Given problem
Your task is to quote the material that follows, in full and exactly.

Provided data

++++++++

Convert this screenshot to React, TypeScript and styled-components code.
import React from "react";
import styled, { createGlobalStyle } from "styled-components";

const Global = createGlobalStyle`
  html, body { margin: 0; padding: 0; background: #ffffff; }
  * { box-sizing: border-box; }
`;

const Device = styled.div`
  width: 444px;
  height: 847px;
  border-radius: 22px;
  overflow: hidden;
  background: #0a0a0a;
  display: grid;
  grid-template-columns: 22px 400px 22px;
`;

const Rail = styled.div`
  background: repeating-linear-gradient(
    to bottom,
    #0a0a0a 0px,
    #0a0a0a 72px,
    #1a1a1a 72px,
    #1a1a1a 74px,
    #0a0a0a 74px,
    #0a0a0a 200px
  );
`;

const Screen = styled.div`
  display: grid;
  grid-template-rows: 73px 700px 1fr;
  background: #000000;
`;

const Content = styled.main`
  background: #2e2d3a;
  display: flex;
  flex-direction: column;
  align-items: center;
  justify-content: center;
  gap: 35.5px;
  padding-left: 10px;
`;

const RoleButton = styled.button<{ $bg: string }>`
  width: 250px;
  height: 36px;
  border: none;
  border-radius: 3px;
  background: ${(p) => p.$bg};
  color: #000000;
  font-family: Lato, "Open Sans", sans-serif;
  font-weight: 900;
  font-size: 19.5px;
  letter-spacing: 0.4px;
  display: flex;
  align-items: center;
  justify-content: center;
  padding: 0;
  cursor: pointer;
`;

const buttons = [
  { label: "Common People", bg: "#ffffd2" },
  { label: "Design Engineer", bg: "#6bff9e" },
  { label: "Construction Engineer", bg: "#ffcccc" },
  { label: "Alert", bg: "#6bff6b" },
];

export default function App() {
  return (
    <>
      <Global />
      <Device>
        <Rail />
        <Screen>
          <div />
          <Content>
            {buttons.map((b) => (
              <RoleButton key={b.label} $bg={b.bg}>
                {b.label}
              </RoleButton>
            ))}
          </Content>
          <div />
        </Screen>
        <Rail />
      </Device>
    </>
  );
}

++++++++

Exercise result
Convert this screenshot to React, TypeScript and styled-components code.
import React from "react";
import styled, { createGlobalStyle } from "styled-components";

const Global = createGlobalStyle`
  html, body { margin: 0; padding: 0; background: #ffffff; }
  * { box-sizing: border-box; }
`;

const Device = styled.div`
  width: 444px;
  height: 847px;
  border-radius: 22px;
  overflow: hidden;
  background: #0a0a0a;
  display: grid;
  grid-template-columns: 22px 400px 22px;
`;

const Rail = styled.div`
  background: repeating-linear-gradient(
    to bottom,
    #0a0a0a 0px,
    #0a0a0a 72px,
    #1a1a1a 72px,
    #1a1a1a 74px,
    #0a0a0a 74px,
    #0a0a0a 200px
  );
`;

const Screen = styled.div`
  display: grid;
  grid-template-rows: 73px 700px 1fr;
  background: #000000;
`;

const Content = styled.main`
  background: #2e2d3a;
  display: flex;
  flex-direction: column;
  align-items: center;
  justify-content: center;
  gap: 35.5px;
  padding-left: 10px;
`;

const RoleButton = styled.button<{ $bg: string }>`
  width: 250px;
  height: 36px;
  border: none;
  border-radius: 3px;
  background: ${(p) => p.$bg};
  color: #000000;
  font-family: Lato, "Open Sans", sans-serif;
  font-weight: 900;
  font-size: 19.5px;
  letter-spacing: 0.4px;
  display: flex;
  align-items: center;
  justify-content: center;
  padding: 0;
  cursor: pointer;
`;

const buttons = [
  { label: "Common People", bg: "#ffffd2" },
  { label: "Design Engineer", bg: "#6bff9e" },
  { label: "Construction Engineer", bg: "#ffcccc" },
  { label: "Alert", bg: "#6bff6b" },
];

export default function App() {
  return (
    <>
      <Global />
      <Device>
        <Rail />
        <Screen>
          <div />
          <Content>
            {buttons.map((b) => (
              <RoleButton key={b.label} $bg={b.bg}>
                {b.label}
              </RoleButton>
            ))}
          </Content>
          <div />
        </Screen>
        <Rail />
      </Device>
    </>
  );
}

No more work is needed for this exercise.